**Task requirements**
Leave out the images; return the rest of the data exactly.

start Extracted data

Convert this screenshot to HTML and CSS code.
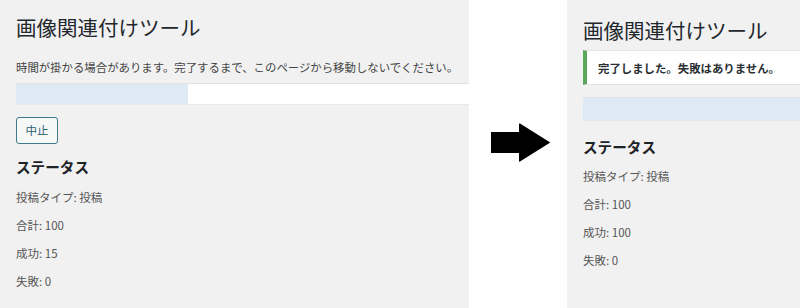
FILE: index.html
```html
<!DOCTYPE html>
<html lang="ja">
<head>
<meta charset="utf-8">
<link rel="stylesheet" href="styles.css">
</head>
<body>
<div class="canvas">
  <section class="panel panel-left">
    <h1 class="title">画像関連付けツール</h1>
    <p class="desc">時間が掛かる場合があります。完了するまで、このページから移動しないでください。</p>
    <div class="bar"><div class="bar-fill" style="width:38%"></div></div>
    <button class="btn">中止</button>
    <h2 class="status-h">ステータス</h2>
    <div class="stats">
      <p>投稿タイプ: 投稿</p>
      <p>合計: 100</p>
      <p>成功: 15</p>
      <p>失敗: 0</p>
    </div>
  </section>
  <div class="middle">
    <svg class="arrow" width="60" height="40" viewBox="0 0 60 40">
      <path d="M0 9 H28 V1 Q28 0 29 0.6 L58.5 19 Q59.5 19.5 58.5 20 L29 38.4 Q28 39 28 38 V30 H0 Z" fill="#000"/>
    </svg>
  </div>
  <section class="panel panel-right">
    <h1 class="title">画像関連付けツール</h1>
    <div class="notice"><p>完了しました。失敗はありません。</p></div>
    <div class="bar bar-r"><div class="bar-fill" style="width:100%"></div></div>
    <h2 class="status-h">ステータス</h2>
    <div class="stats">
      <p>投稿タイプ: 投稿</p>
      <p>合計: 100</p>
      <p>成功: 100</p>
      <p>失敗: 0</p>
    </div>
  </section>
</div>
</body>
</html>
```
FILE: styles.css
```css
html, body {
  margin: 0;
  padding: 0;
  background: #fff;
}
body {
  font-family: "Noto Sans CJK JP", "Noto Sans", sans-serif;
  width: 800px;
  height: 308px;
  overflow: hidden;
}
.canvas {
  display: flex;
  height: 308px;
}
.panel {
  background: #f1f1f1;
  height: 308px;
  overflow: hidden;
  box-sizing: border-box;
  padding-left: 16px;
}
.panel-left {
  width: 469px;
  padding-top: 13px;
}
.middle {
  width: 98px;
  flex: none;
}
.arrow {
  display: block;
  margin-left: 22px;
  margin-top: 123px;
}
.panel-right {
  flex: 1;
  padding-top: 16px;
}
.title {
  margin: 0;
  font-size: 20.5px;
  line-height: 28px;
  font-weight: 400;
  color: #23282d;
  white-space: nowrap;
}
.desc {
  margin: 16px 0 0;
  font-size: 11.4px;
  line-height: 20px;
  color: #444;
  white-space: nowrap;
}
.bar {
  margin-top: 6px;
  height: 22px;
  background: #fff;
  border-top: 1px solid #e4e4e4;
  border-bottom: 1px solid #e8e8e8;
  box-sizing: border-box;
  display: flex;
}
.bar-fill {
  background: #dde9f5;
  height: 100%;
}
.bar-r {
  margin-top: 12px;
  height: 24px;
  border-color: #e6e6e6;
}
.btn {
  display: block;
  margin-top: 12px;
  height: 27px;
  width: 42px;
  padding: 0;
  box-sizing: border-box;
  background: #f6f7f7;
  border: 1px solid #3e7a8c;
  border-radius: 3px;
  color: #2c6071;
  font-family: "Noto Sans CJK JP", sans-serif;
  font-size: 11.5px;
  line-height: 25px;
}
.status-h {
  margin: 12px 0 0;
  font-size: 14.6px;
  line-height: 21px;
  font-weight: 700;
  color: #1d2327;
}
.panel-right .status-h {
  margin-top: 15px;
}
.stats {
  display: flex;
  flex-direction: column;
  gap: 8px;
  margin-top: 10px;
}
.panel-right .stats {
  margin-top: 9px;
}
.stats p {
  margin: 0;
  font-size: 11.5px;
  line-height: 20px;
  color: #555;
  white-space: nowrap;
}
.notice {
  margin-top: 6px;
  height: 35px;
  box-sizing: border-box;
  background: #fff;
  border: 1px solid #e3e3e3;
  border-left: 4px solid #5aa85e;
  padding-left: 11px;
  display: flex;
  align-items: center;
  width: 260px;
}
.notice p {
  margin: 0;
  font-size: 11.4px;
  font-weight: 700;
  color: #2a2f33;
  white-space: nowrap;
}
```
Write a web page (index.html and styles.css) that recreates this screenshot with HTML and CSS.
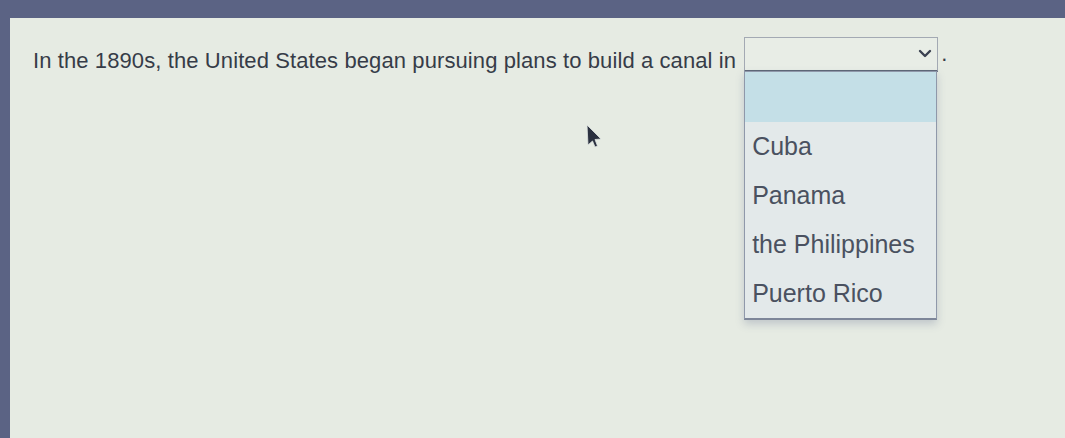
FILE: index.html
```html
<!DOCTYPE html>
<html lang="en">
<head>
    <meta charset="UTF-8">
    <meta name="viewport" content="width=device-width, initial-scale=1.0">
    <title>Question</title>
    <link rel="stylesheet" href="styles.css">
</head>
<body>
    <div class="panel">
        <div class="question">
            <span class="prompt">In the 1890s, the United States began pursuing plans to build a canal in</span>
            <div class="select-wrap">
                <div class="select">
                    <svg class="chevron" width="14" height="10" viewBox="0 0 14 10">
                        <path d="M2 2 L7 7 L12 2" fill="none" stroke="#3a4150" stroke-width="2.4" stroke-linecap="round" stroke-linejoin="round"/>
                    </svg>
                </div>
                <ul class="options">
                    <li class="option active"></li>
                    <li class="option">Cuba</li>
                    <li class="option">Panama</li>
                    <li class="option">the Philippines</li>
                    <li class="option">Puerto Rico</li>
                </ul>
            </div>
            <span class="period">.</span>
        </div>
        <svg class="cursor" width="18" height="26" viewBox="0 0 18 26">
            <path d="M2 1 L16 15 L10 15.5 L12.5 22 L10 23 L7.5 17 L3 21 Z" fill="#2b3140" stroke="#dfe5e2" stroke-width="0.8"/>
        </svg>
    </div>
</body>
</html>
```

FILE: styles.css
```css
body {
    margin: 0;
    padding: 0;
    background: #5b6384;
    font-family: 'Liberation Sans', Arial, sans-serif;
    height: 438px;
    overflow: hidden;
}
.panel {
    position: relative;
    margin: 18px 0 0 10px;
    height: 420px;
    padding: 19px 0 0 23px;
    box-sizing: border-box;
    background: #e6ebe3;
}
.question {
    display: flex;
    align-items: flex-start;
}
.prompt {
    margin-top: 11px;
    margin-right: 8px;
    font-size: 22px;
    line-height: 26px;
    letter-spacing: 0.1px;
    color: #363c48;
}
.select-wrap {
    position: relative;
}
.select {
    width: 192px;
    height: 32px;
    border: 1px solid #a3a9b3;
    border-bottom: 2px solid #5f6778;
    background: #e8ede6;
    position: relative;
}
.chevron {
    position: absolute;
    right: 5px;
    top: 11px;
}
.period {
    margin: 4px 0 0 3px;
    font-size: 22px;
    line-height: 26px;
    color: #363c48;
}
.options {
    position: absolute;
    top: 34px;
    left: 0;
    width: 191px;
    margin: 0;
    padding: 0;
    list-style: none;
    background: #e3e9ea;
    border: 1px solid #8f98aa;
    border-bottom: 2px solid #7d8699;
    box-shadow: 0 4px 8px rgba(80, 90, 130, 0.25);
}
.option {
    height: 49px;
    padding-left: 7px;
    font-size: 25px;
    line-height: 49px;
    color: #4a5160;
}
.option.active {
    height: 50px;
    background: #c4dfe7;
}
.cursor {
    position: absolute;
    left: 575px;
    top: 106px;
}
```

end Extracted data

**The result**
Convert this screenshot to HTML and CSS code.
FILE: index.html
```html
<!DOCTYPE html>
<html lang="ja">
<head>
<meta charset="utf-8">
<link rel="stylesheet" href="styles.css">
</head>
<body>
<div class="canvas">
  <section class="panel panel-left">
    <h1 class="title">画像関連付けツール</h1>
    <p class="desc">時間が掛かる場合があります。完了するまで、このページから移動しないでください。</p>
    <div class="bar"><div class="bar-fill" style="width:38%"></div></div>
    <button class="btn">中止</button>
    <h2 class="status-h">ステータス</h2>
    <div class="stats">
      <p>投稿タイプ: 投稿</p>
      <p>合計: 100</p>
      <p>成功: 15</p>
      <p>失敗: 0</p>
    </div>
  </section>
  <div class="middle">
    <svg class="arrow" width="60" height="40" viewBox="0 0 60 40">
      <path d="M0 9 H28 V1 Q28 0 29 0.6 L58.5 19 Q59.5 19.5 58.5 20 L29 38.4 Q28 39 28 38 V30 H0 Z" fill="#000"/>
    </svg>
  </div>
  <section class="panel panel-right">
    <h1 class="title">画像関連付けツール</h1>
    <div class="notice"><p>完了しました。失敗はありません。</p></div>
    <div class="bar bar-r"><div class="bar-fill" style="width:100%"></div></div>
    <h2 class="status-h">ステータス</h2>
    <div class="stats">
      <p>投稿タイプ: 投稿</p>
      <p>合計: 100</p>
      <p>成功: 100</p>
      <p>失敗: 0</p>
    </div>
  </section>
</div>
</body>
</html>
```
FILE: styles.css
```css
html, body {
  margin: 0;
  padding: 0;
  background: #fff;
}
body {
  font-family: "Noto Sans CJK JP", "Noto Sans", sans-serif;
  width: 800px;
  height: 308px;
  overflow: hidden;
}
.canvas {
  display: flex;
  height: 308px;
}
.panel {
  background: #f1f1f1;
  height: 308px;
  overflow: hidden;
  box-sizing: border-box;
  padding-left: 16px;
}
.panel-left {
  width: 469px;
  padding-top: 13px;
}
.middle {
  width: 98px;
  flex: none;
}
.arrow {
  display: block;
  margin-left: 22px;
  margin-top: 123px;
}
.panel-right {
  flex: 1;
  padding-top: 16px;
}
.title {
  margin: 0;
  font-size: 20.5px;
  line-height: 28px;
  font-weight: 400;
  color: #23282d;
  white-space: nowrap;
}
.desc {
  margin: 16px 0 0;
  font-size: 11.4px;
  line-height: 20px;
  color: #444;
  white-space: nowrap;
}
.bar {
  margin-top: 6px;
  height: 22px;
  background: #fff;
  border-top: 1px solid #e4e4e4;
  border-bottom: 1px solid #e8e8e8;
  box-sizing: border-box;
  display: flex;
}
.bar-fill {
  background: #dde9f5;
  height: 100%;
}
.bar-r {
  margin-top: 12px;
  height: 24px;
  border-color: #e6e6e6;
}
.btn {
  display: block;
  margin-top: 12px;
  height: 27px;
  width: 42px;
  padding: 0;
  box-sizing: border-box;
  background: #f6f7f7;
  border: 1px solid #3e7a8c;
  border-radius: 3px;
  color: #2c6071;
  font-family: "Noto Sans CJK JP", sans-serif;
  font-size: 11.5px;
  line-height: 25px;
}
.status-h {
  margin: 12px 0 0;
  font-size: 14.6px;
  line-height: 21px;
  font-weight: 700;
  color: #1d2327;
}
.panel-right .status-h {
  margin-top: 15px;
}
.stats {
  display: flex;
  flex-direction: column;
  gap: 8px;
  margin-top: 10px;
}
.panel-right .stats {
  margin-top: 9px;
}
.stats p {
  margin: 0;
  font-size: 11.5px;
  line-height: 20px;
  color: #555;
  white-space: nowrap;
}
.notice {
  margin-top: 6px;
  height: 35px;
  box-sizing: border-box;
  background: #fff;
  border: 1px solid #e3e3e3;
  border-left: 4px solid #5aa85e;
  padding-left: 11px;
  display: flex;
  align-items: center;
  width: 260px;
}
.notice p {
  margin: 0;
  font-size: 11.4px;
  font-weight: 700;
  color: #2a2f33;
  white-space: nowrap;
}
```
Write a web page (index.html and styles.css) that recreates this screenshot with HTML and CSS.
FILE: index.html
```html
<!DOCTYPE html>
<html lang="en">
<head>
    <meta charset="UTF-8">
    <meta name="viewport" content="width=device-width, initial-scale=1.0">
    <title>Question</title>
    <link rel="stylesheet" href="styles.css">
</head>
<body>
    <div class="panel">
        <div class="question">
            <span class="prompt">In the 1890s, the United States began pursuing plans to build a canal in</span>
            <div class="select-wrap">
                <div class="select">
                    <svg class="chevron" width="14" height="10" viewBox="0 0 14 10">
                        <path d="M2 2 L7 7 L12 2" fill="none" stroke="#3a4150" stroke-width="2.4" stroke-linecap="round" stroke-linejoin="round"/>
                    </svg>
                </div>
                <ul class="options">
                    <li class="option active"></li>
                    <li class="option">Cuba</li>
                    <li class="option">Panama</li>
                    <li class="option">the Philippines</li>
                    <li class="option">Puerto Rico</li>
                </ul>
            </div>
            <span class="period">.</span>
        </div>
        <svg class="cursor" width="18" height="26" viewBox="0 0 18 26">
            <path d="M2 1 L16 15 L10 15.5 L12.5 22 L10 23 L7.5 17 L3 21 Z" fill="#2b3140" stroke="#dfe5e2" stroke-width="0.8"/>
        </svg>
    </div>
</body>
</html>
```

FILE: styles.css
```css
body {
    margin: 0;
    padding: 0;
    background: #5b6384;
    font-family: 'Liberation Sans', Arial, sans-serif;
    height: 438px;
    overflow: hidden;
}
.panel {
    position: relative;
    margin: 18px 0 0 10px;
    height: 420px;
    padding: 19px 0 0 23px;
    box-sizing: border-box;
    background: #e6ebe3;
}
.question {
    display: flex;
    align-items: flex-start;
}
.prompt {
    margin-top: 11px;
    margin-right: 8px;
    font-size: 22px;
    line-height: 26px;
    letter-spacing: 0.1px;
    color: #363c48;
}
.select-wrap {
    position: relative;
}
.select {
    width: 192px;
    height: 32px;
    border: 1px solid #a3a9b3;
    border-bottom: 2px solid #5f6778;
    background: #e8ede6;
    position: relative;
}
.chevron {
    position: absolute;
    right: 5px;
    top: 11px;
}
.period {
    margin: 4px 0 0 3px;
    font-size: 22px;
    line-height: 26px;
    color: #363c48;
}
.options {
    position: absolute;
    top: 34px;
    left: 0;
    width: 191px;
    margin: 0;
    padding: 0;
    list-style: none;
    background: #e3e9ea;
    border: 1px solid #8f98aa;
    border-bottom: 2px solid #7d8699;
    box-shadow: 0 4px 8px rgba(80, 90, 130, 0.25);
}
.option {
    height: 49px;
    padding-left: 7px;
    font-size: 25px;
    line-height: 49px;
    color: #4a5160;
}
.option.active {
    height: 50px;
    background: #c4dfe7;
}
.cursor {
    position: absolute;
    left: 575px;
    top: 106px;
}
```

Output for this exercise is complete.